*INSTRUCTIONS TO FOLLOW:* Retype the data that follows line by line, exactly, and leave its pictures out.

*STORED DATA:*
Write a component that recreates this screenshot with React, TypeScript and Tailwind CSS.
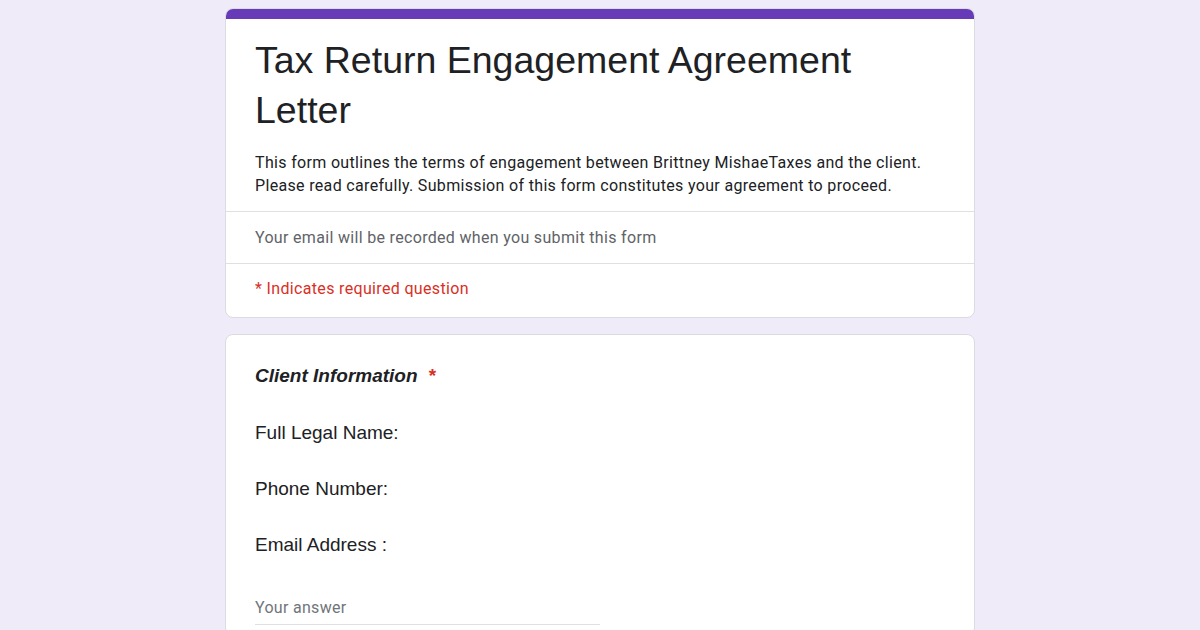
export default function App() {
  return (
    <div className="min-h-screen w-full bg-[#f0ebf8] pt-2 pb-8 font-['Roboto',sans-serif]">
      <div className="mx-auto flex w-[750px] flex-col gap-[16px]">
        {/* Header card */}
        <div className="overflow-hidden rounded-lg border border-[#dadce0] bg-white">
          <div className="h-[10px] bg-[#673ab7]" />
          <div className="px-[29px] pt-[16px] pb-[14px]">
            <h1 className="font-['Liberation_Sans',Arial,sans-serif] text-[37.5px] leading-[50px] text-[#202124]">
              Tax Return Engagement Agreement Letter
            </h1>
            <p className="mt-[16px] text-[16px] leading-[23px] tracking-[0.33px] text-[#202124]">
              This form outlines the terms of engagement between Brittney MishaeTaxes and the client.
              <br />
              Please read carefully. Submission of this form constitutes your agreement to proceed.
            </p>
          </div>
          <div className="border-t border-[#e0e0e0] px-[29px] pt-[14px] pb-[13px] text-[16px] leading-[24px] tracking-[0.32px] text-[#5f6368]">
            Your email will be recorded when you submit this form
          </div>
          <div className="border-t border-[#e0e0e0] px-[29px] pt-[13px] pb-[16px] text-[16px] leading-[24px] tracking-[0.34px] text-[#d93025]">
            * Indicates required question
          </div>
        </div>

        {/* Question card */}
        <div className="rounded-lg border border-[#dadce0] bg-white px-[29px] pt-[29px] pb-[10px]">
          <div className="font-['Liberation_Sans',Arial,sans-serif] text-[19px] leading-[24px] font-bold italic text-[#202124]">
            Client Information <span className="ml-[6px] not-italic text-[#d93025]">*</span>
          </div>
          <div className="mt-[31px] flex flex-col gap-[28px] font-['Liberation_Sans',Arial,sans-serif] text-[19px] leading-[28px] text-[#202124]">
            <div>Full Legal Name:</div>
            <div>Phone Number:</div>
            <div>Email Address :</div>
          </div>
          <div className="mt-[37px] w-[345px] border-b border-[#e0e0e0] pb-[4px] text-[16px] leading-[24px] tracking-[0.3px] text-[#70757a]">
            Your answer
          </div>
        </div>
      </div>
    </div>
  );
}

*WRITTEN SOLUTION:*
Write a component that recreates this screenshot with React, TypeScript and Tailwind CSS.
export default function App() {
  return (
    <div className="min-h-screen w-full bg-[#f0ebf8] pt-2 pb-8 font-['Roboto',sans-serif]">
      <div className="mx-auto flex w-[750px] flex-col gap-[16px]">
        {/* Header card */}
        <div className="overflow-hidden rounded-lg border border-[#dadce0] bg-white">
          <div className="h-[10px] bg-[#673ab7]" />
          <div className="px-[29px] pt-[16px] pb-[14px]">
            <h1 className="font-['Liberation_Sans',Arial,sans-serif] text-[37.5px] leading-[50px] text-[#202124]">
              Tax Return Engagement Agreement Letter
            </h1>
            <p className="mt-[16px] text-[16px] leading-[23px] tracking-[0.33px] text-[#202124]">
              This form outlines the terms of engagement between Brittney MishaeTaxes and the client.
              <br />
              Please read carefully. Submission of this form constitutes your agreement to proceed.
            </p>
          </div>
          <div className="border-t border-[#e0e0e0] px-[29px] pt-[14px] pb-[13px] text-[16px] leading-[24px] tracking-[0.32px] text-[#5f6368]">
            Your email will be recorded when you submit this form
          </div>
          <div className="border-t border-[#e0e0e0] px-[29px] pt-[13px] pb-[16px] text-[16px] leading-[24px] tracking-[0.34px] text-[#d93025]">
            * Indicates required question
          </div>
        </div>

        {/* Question card */}
        <div className="rounded-lg border border-[#dadce0] bg-white px-[29px] pt-[29px] pb-[10px]">
          <div className="font-['Liberation_Sans',Arial,sans-serif] text-[19px] leading-[24px] font-bold italic text-[#202124]">
            Client Information <span className="ml-[6px] not-italic text-[#d93025]">*</span>
          </div>
          <div className="mt-[31px] flex flex-col gap-[28px] font-['Liberation_Sans',Arial,sans-serif] text-[19px] leading-[28px] text-[#202124]">
            <div>Full Legal Name:</div>
            <div>Phone Number:</div>
            <div>Email Address :</div>
          </div>
          <div className="mt-[37px] w-[345px] border-b border-[#e0e0e0] pb-[4px] text-[16px] leading-[24px] tracking-[0.3px] text-[#70757a]">
            Your answer
          </div>
        </div>
      </div>
    </div>
  );
}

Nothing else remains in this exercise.